─── DATA LINES ───

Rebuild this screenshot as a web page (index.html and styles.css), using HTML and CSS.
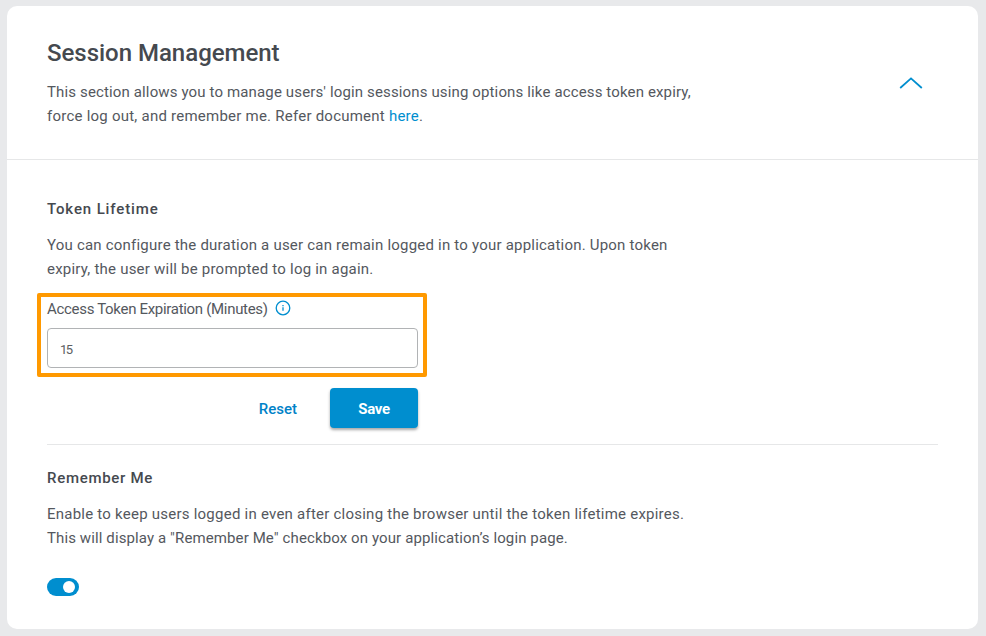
FILE: index.html
```html
<!DOCTYPE html>
<html lang="en">
<head>
<meta charset="utf-8">
<title>Session Management</title>
<link rel="stylesheet" href="styles.css">
</head>
<body>
<main class="card">
  <header class="card-header">
    <div class="intro">
      <h1><span>Session Management</span></h1>
      <p class="copy"><span class="line intro-a">This section allows you to manage users' login sessions using options like access token expiry,</span><span class="line intro-b">force log out, and remember me. Refer document <a href="#">here</a>.</span></p>
    </div>
    <svg class="chevron" width="24" height="14" viewBox="0 0 24 14"><path d="M1.2 12 12 2.4 22.8 12"/></svg>
  </header>
  <section class="token">
    <h2><span class="token-title">Token Lifetime</span></h2>
    <p class="copy"><span class="line token-a">You can configure the duration a user can remain logged in to your application. Upon token</span><span class="line token-b">expiry, the user will be prompted to log in again.</span></p>
    <div class="highlight">
      <div class="label-row">
        <label for="expiry">Access Token Expiration (Minutes)</label>
        <svg class="info" width="16" height="16" viewBox="0 0 16 16"><circle cx="8" cy="8" r="6.8"/><path d="M8 7.2v3.6M8 5v1.2"/></svg>
      </div>
      <input id="expiry" type="text" value="15">
    </div>
    <div class="actions">
      <button class="reset" type="button">Reset</button>
      <button class="save" type="button">Save</button>
    </div>
  </section>
  <section class="remember">
    <h2><span class="remember-title">Remember Me</span></h2>
    <p class="copy"><span class="line remember-a">Enable to keep users logged in even after closing the browser until the token lifetime expires.</span><span class="line remember-b">This will display a "Remember Me" checkbox on your application’s login page.</span></p>
    <div class="toggle"><span class="knob"></span></div>
  </section>
</main>
</body>
</html>
```
FILE: styles.css
```css
* { box-sizing: border-box; }
body {
  margin: 0;
  height: 636px;
  padding: 6px 8px 7px 7px;
  background: #e8e9eb;
  color: #45494f;
  font-family: Roboto, "Liberation Sans", sans-serif;
  overflow: hidden;
}
.card { height: 623px; background: #fff; border-radius: 10px; }
.card-header {
  height: 154px;
  padding: 31px 55px 0 40px;
  display: flex;
  justify-content: space-between;
  border-bottom: 1px solid #e6e7e8;
}
h1 { margin: 0; font-size: 24px; line-height: 32px; font-weight: 500; letter-spacing: -0.02px; white-space: nowrap; }
h2 { margin: 0; font-size: 15px; line-height: 24px; font-weight: 500; letter-spacing: 0.8px; }
.copy { margin: 11px 0 0; color: #54585e; font-size: 15px; line-height: 24px; white-space: nowrap; }
.line { display: block; width: max-content; }
.intro-a { letter-spacing: 0.138px; }
.intro-b { letter-spacing: 0.235px; }
.token-title { letter-spacing: 0.87px; }
.token-a { letter-spacing: 0.21px; }
.token-b { letter-spacing: 0.22px; }
.remember-title { letter-spacing: 0.7px; }
.remember-a { letter-spacing: 0.235px; }
.remember-b { letter-spacing: 0.11px; }
a { color: #008ecf; text-decoration: none; }
.chevron { margin-top: 39px; fill: none; stroke: #008ecf; stroke-width: 1.8; }
.token { margin: 0 40px; padding-top: 37px; height: 285px; border-bottom: 1px solid #e6e7e8; }
.token .copy, .remember .copy { margin-top: 12px; }
.highlight {
  width: 390px;
  height: 84px;
  margin: 12px 0 0 -10px;
  padding: 0 5px 5px 6px;
  border: 4px solid #ff9900;
  border-radius: 2px;
}
.label-row { display: flex; align-items: center; gap: 7.5px; height: 24px; }
label { color: #54585e; font-size: 15px; letter-spacing: -0.31px; white-space: nowrap; }
.info { margin-top: -3px; fill: none; stroke: #008ecf; stroke-width: 1.3; }
input {
  display: block;
  width: 371px;
  height: 40px;
  margin-top: 7px;
  padding: 2px 12px 0;
  border: 1px solid #b1b3b5;
  border-radius: 4px;
  background: #fff;
  color: #5d5e62;
  font: 13px Roboto, sans-serif;
  letter-spacing: -1.5px;
}
.actions { width: 371px; margin-top: 11px; display: flex; justify-content: flex-end; gap: 33px; }
button { border: 0; padding: 0; height: 41px; font: 500 15px Roboto, sans-serif; }
.reset { background: none; color: #0082c8; }
.save {
  width: 88px;
  height: 40px;
  padding: 2px 0 0;
  border-radius: 4px;
  background: #008ecf;
  color: #fff;
  font-weight: 700;
  letter-spacing: -0.3px;
  box-shadow: 0 2px 3px rgba(0, 0, 0, 0.35);
}
.remember { padding: 21px 40px 0; }
.toggle {
  width: 32px;
  height: 18px;
  margin-top: 28px;
  padding: 3px 4px;
  border-radius: 9px;
  background: #008ecf;
  display: flex;
  justify-content: flex-end;
}
.knob { width: 12px; height: 12px; border-radius: 50%; background: #fff; }
```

───

§ EXERCISE DIRECTIONS
Reproduce the listing exactly. Leave its pictures out.

§ RESULT OF THIS EXERCISE
Rebuild this screenshot as a web page (index.html and styles.css), using HTML and CSS.
FILE: index.html
```html
<!DOCTYPE html>
<html lang="en">
<head>
<meta charset="utf-8">
<title>Session Management</title>
<link rel="stylesheet" href="styles.css">
</head>
<body>
<main class="card">
  <header class="card-header">
    <div class="intro">
      <h1><span>Session Management</span></h1>
      <p class="copy"><span class="line intro-a">This section allows you to manage users' login sessions using options like access token expiry,</span><span class="line intro-b">force log out, and remember me. Refer document <a href="#">here</a>.</span></p>
    </div>
    <svg class="chevron" width="24" height="14" viewBox="0 0 24 14"><path d="M1.2 12 12 2.4 22.8 12"/></svg>
  </header>
  <section class="token">
    <h2><span class="token-title">Token Lifetime</span></h2>
    <p class="copy"><span class="line token-a">You can configure the duration a user can remain logged in to your application. Upon token</span><span class="line token-b">expiry, the user will be prompted to log in again.</span></p>
    <div class="highlight">
      <div class="label-row">
        <label for="expiry">Access Token Expiration (Minutes)</label>
        <svg class="info" width="16" height="16" viewBox="0 0 16 16"><circle cx="8" cy="8" r="6.8"/><path d="M8 7.2v3.6M8 5v1.2"/></svg>
      </div>
      <input id="expiry" type="text" value="15">
    </div>
    <div class="actions">
      <button class="reset" type="button">Reset</button>
      <button class="save" type="button">Save</button>
    </div>
  </section>
  <section class="remember">
    <h2><span class="remember-title">Remember Me</span></h2>
    <p class="copy"><span class="line remember-a">Enable to keep users logged in even after closing the browser until the token lifetime expires.</span><span class="line remember-b">This will display a "Remember Me" checkbox on your application’s login page.</span></p>
    <div class="toggle"><span class="knob"></span></div>
  </section>
</main>
</body>
</html>
```
FILE: styles.css
```css
* { box-sizing: border-box; }
body {
  margin: 0;
  height: 636px;
  padding: 6px 8px 7px 7px;
  background: #e8e9eb;
  color: #45494f;
  font-family: Roboto, "Liberation Sans", sans-serif;
  overflow: hidden;
}
.card { height: 623px; background: #fff; border-radius: 10px; }
.card-header {
  height: 154px;
  padding: 31px 55px 0 40px;
  display: flex;
  justify-content: space-between;
  border-bottom: 1px solid #e6e7e8;
}
h1 { margin: 0; font-size: 24px; line-height: 32px; font-weight: 500; letter-spacing: -0.02px; white-space: nowrap; }
h2 { margin: 0; font-size: 15px; line-height: 24px; font-weight: 500; letter-spacing: 0.8px; }
.copy { margin: 11px 0 0; color: #54585e; font-size: 15px; line-height: 24px; white-space: nowrap; }
.line { display: block; width: max-content; }
.intro-a { letter-spacing: 0.138px; }
.intro-b { letter-spacing: 0.235px; }
.token-title { letter-spacing: 0.87px; }
.token-a { letter-spacing: 0.21px; }
.token-b { letter-spacing: 0.22px; }
.remember-title { letter-spacing: 0.7px; }
.remember-a { letter-spacing: 0.235px; }
.remember-b { letter-spacing: 0.11px; }
a { color: #008ecf; text-decoration: none; }
.chevron { margin-top: 39px; fill: none; stroke: #008ecf; stroke-width: 1.8; }
.token { margin: 0 40px; padding-top: 37px; height: 285px; border-bottom: 1px solid #e6e7e8; }
.token .copy, .remember .copy { margin-top: 12px; }
.highlight {
  width: 390px;
  height: 84px;
  margin: 12px 0 0 -10px;
  padding: 0 5px 5px 6px;
  border: 4px solid #ff9900;
  border-radius: 2px;
}
.label-row { display: flex; align-items: center; gap: 7.5px; height: 24px; }
label { color: #54585e; font-size: 15px; letter-spacing: -0.31px; white-space: nowrap; }
.info { margin-top: -3px; fill: none; stroke: #008ecf; stroke-width: 1.3; }
input {
  display: block;
  width: 371px;
  height: 40px;
  margin-top: 7px;
  padding: 2px 12px 0;
  border: 1px solid #b1b3b5;
  border-radius: 4px;
  background: #fff;
  color: #5d5e62;
  font: 13px Roboto, sans-serif;
  letter-spacing: -1.5px;
}
.actions { width: 371px; margin-top: 11px; display: flex; justify-content: flex-end; gap: 33px; }
button { border: 0; padding: 0; height: 41px; font: 500 15px Roboto, sans-serif; }
.reset { background: none; color: #0082c8; }
.save {
  width: 88px;
  height: 40px;
  padding: 2px 0 0;
  border-radius: 4px;
  background: #008ecf;
  color: #fff;
  font-weight: 700;
  letter-spacing: -0.3px;
  box-shadow: 0 2px 3px rgba(0, 0, 0, 0.35);
}
.remember { padding: 21px 40px 0; }
.toggle {
  width: 32px;
  height: 18px;
  margin-top: 28px;
  padding: 3px 4px;
  border-radius: 9px;
  background: #008ecf;
  display: flex;
  justify-content: flex-end;
}
.knob { width: 12px; height: 12px; border-radius: 50%; background: #fff; }
```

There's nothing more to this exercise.